There’s a lot of things claimed, but nothing cited to back up the claims. Look, I worked in a terrible, terrible charter school where the administration was at odds with many teachers in a pretty major way. And even I find the claim about principals in #10 difficult to believe. Without any proof, this just comes off as paranoid and discredits much of the rest of the (uncited) claims.
How exactly do you game a model that no one understands? Isn’t that kind of stacking of the classroom some kind of slow-burn punishment that may not even work? And if we went to a system where we didn’t have these “objective” measures like the high-stakes tests, wouldn’t we be relying even more on the principals’ evaluations? Wouldn’t the teachers be even more subject to their whims via more subjective evaluations?

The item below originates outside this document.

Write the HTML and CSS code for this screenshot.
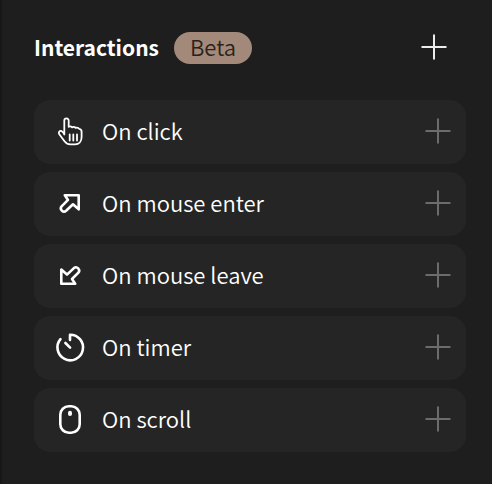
FILE: index.html
```html
<!DOCTYPE html>
<html lang="en">
<head>
<meta charset="utf-8">
<title>Interactions</title>
<link rel="stylesheet" href="styles.css">
</head>
<body>
<main class="panel">
  <header class="panel-header">
    <h1 class="title">Interactions</h1>
    <span class="badge">Beta</span>
    <button class="add add-main" type="button" aria-label="Add interaction">
      <svg class="plus" viewBox="0 0 26 26"><path d="M13 .5v25M.5 13h25"/></svg>
    </button>
  </header>
  <ul class="triggers">
    <li class="trigger">
      <svg class="icon icon-hand" viewBox="0 0 32 32"><path d="M10.3 18.5V4.6a2.2 2.2 0 0 1 4.4 0v6.2c1-.6 2.6-.4 3.4.5 1.2-.5 2.7-.3 3.5.6 1.500-.5 3 0 3.600 1 1.500.2 2.400 1.200 2.400 2.800v5.300c0 4.600-2.600 7.400-6.600 7.400h-4.500c-3 0-4.500-1.200-6-3.200L5.300 18.300c-1.300-2 .4-4 2.500-3.100 1.200.6 1.900 1.800 2.500 3.300zM15.700 18.500v6M19.300 18.500v6M23 18.500v6"/></svg>
      <span class="label">On click</span>
      <button class="add" type="button" aria-label="Add on click">
        <svg class="plus" viewBox="0 0 26 26"><path d="M13 .5v25M.5 13h25"/></svg>
      </button>
    </li>
    <li class="trigger">
      <svg class="icon" viewBox="0 0 32 32"><path d="M24.700 7.200H10.800l3.200 4.700-6.400 6.400a3.200 3.200 0 0 0 4.500 4.500l6.900-6.500 5.700 5z"/></svg>
      <span class="label">On mouse enter</span>
      <button class="add" type="button" aria-label="Add on mouse enter">
        <svg class="plus" viewBox="0 0 26 26"><path d="M13 .5v25M.5 13h25"/></svg>
      </button>
    </li>
    <li class="trigger">
      <svg class="icon" viewBox="0 0 32 32"><path d="M7.300 23.700H21.200l-3.200-4.700 6.400-6.400a3.200 3.200 0 0 0-4.500-4.500l-6.900 6.500-5.700-5z"/></svg>
      <span class="label">On mouse leave</span>
      <button class="add" type="button" aria-label="Add on mouse leave">
        <svg class="plus" viewBox="0 0 26 26"><path d="M13 .5v25M.5 13h25"/></svg>
      </button>
    </li>
    <li class="trigger">
      <svg class="icon" viewBox="0 0 32 32"><path d="M16 8V2.700A12.800 12.800 0 1 1 6.500 7.200M11.400 11l4.700 4.600"/></svg>
      <span class="label">On timer</span>
      <button class="add" type="button" aria-label="Add on timer">
        <svg class="plus" viewBox="0 0 26 26"><path d="M13 .5v25M.5 13h25"/></svg>
      </button>
    </li>
    <li class="trigger">
      <svg class="icon" viewBox="0 0 32 32"><rect x="6.300" y="2.300" width="19.400" height="26.400" rx="8.500"/><path class="wheel" d="M16 8.700v1.200"/></svg>
      <span class="label">On scroll</span>
      <button class="add" type="button" aria-label="Add on scroll">
        <svg class="plus" viewBox="0 0 26 26"><path d="M13 .5v25M.5 13h25"/></svg>
      </button>
    </li>
  </ul>
</main>
</body>
</html>
```
FILE: styles.css
```css
* {
  box-sizing: border-box;
}

body {
  margin: 0;
  background: #1e1e1e;
  color: #fff;
  font-family: "Noto Sans CJK SC", "Noto Sans", sans-serif;
  font-size: 22px;
  font-weight: 350;
  line-height: 28px;
}

.panel {
  min-height: 100vh;
  padding: 32px 26px 32px 32px;
  border-left: 2px solid #171717;
  border-bottom: 1px solid #181416;
}

.panel-header {
  display: flex;
  align-items: center;
  gap: 15px;
  padding-right: 19px;
}

.title {
  margin: 0;
  padding-bottom: 2px;
  font-size: 21px;
  font-weight: 700;
}

.badge {
  padding: 0 16px 4px;
  border-radius: 16px;
  background: #a38979;
  color: #2b211c;
}

.label {
  padding-bottom: 4px;
}

.add {
  display: flex;
  margin: 0 0 3px auto;
  padding: 0;
  border: 0;
  background: none;
  color: #6c6c6c;
}

.add-main {
  color: #ececec;
}

.plus {
  width: 26px;
  height: 26px;
  fill: none;
  stroke: currentColor;
  stroke-width: 2;
}

.triggers {
  display: grid;
  gap: 8px;
  margin: 36px 0 0;
  padding: 0;
  list-style: none;
}

.trigger {
  display: flex;
  align-items: center;
  gap: 16px;
  height: 64px;
  padding: 0 15px 0 20px;
  border-radius: 16px;
  background: #252525;
}

.icon {
  width: 32px;
  height: 32px;
  fill: none;
  stroke: #fff;
  stroke-width: 2.6;
  stroke-linejoin: round;
  stroke-linecap: round;
}

.icon-hand {
  stroke-width: 1.8;
}

.wheel {
  stroke-width: 4;
}
```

There are real problems with VAM, and they can be explained in plain English. Cathy O’Neil, a mathematician who blogs over at mathbabe.org, has done a good job of this over the years:
The research is most certainly out there, so much so that citing it all would not have fit in such a blog post — it is, however, in the forthcoming book. Please email me if you would like more information about any of the 10 pieces of VAMmunition above: audrey.beardsley@asu.edu
Thank you for this excellent and clear eyed assessment of the very flawed VAM measures. I take a humorous look at the controversy here. I think teachers and teacher leaders can use these talking points to battle back against the implementation of the VAM.
http://russonreading.blogspot.com/2013/10/the-vam-moose-coming-to-school-near-you.html
I went to an Orange County Florida school board meeting and afterwards told a couple members “I am the world expert on the VAM -potentially” I smiled. They had not even looked at the equation. No one in that room or probably in the administrative building for 180,000 students had even looked at this. What had they almost passed the last meeting? Flunking, then firing all the new teachers in a high poverty school. I told the school lawyer.The attitude? They may care but they have been hoodwinked. They have all bought into voodoo school management. Who would ever want to say about the VAM? “My boss is an algorithm.”